It was a quiet week for Frax with nothing major externally to drive the narrative in either direction. If you’ve been watching Frax Check, you would know that the fundamentals have been improving and the community is getting excited for the upcoming Shanghai upgrade. In this week’s review, we’re covering governance on governance on governance.
Frax Educational Incentives
DeFi Dave’s brainchild passed with flying colors this week and will start a new era of incentivized Frax based educational content. If you are interested in making content, below is the reward structure and we will be coming out with further instructions next week (stay tuned!)
StakeDAO sdETH LP to remain locked
In what has turned into a questionable outcome, the DAO has voted against unlocking sdETH LPs. The issue is contentious because almost all the liquidity for the pair is locked for 2-3 years.

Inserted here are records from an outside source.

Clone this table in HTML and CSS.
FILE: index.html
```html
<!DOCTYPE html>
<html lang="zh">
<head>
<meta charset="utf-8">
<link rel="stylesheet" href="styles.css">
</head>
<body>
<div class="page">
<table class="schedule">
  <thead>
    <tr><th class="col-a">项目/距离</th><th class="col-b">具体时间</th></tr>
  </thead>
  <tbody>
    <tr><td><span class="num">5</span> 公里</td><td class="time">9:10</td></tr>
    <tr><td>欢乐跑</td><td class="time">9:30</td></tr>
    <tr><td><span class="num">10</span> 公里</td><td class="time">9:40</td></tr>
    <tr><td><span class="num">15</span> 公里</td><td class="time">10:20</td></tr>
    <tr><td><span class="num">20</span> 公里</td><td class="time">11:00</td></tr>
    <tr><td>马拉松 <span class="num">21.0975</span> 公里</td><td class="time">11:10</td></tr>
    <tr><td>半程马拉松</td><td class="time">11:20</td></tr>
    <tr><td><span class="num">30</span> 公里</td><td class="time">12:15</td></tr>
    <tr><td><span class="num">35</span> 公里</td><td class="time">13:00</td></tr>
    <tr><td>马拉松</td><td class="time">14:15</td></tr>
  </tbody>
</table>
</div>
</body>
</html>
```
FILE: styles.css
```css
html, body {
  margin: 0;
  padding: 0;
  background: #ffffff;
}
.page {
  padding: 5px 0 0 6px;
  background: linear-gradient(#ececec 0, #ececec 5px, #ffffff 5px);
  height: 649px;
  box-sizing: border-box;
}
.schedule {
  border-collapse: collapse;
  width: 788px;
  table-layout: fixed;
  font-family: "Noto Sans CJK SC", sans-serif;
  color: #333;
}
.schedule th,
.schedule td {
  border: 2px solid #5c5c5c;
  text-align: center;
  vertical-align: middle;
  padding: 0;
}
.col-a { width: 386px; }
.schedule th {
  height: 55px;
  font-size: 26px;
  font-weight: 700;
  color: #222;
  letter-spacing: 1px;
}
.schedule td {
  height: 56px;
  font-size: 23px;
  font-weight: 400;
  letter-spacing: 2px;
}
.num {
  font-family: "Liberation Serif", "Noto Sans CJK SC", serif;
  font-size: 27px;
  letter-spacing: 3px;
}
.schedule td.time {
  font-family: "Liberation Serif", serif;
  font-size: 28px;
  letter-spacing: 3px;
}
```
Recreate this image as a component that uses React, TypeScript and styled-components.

The main issue though is that LPs should have known the risks of locking. So while Frax has kept their side of the bargain to maintain the peg and provide FXS rewards, its StakeDAO’s fault for discontinuing the product. No money is at risk and the pool is still earning a 3.5% yield in FXS. So if they want to unlock, a rage tax will likely have to be added.
Bunni Hops BACK
In the wake of a fiery debate last month, Bunni has received gauges for its two Frax-based pools, FRAX/USDC and frxETH/WETH. Although people may have different opinions about the utility of Bunni, gauges and the locking of Frax liquidity is always encouraged.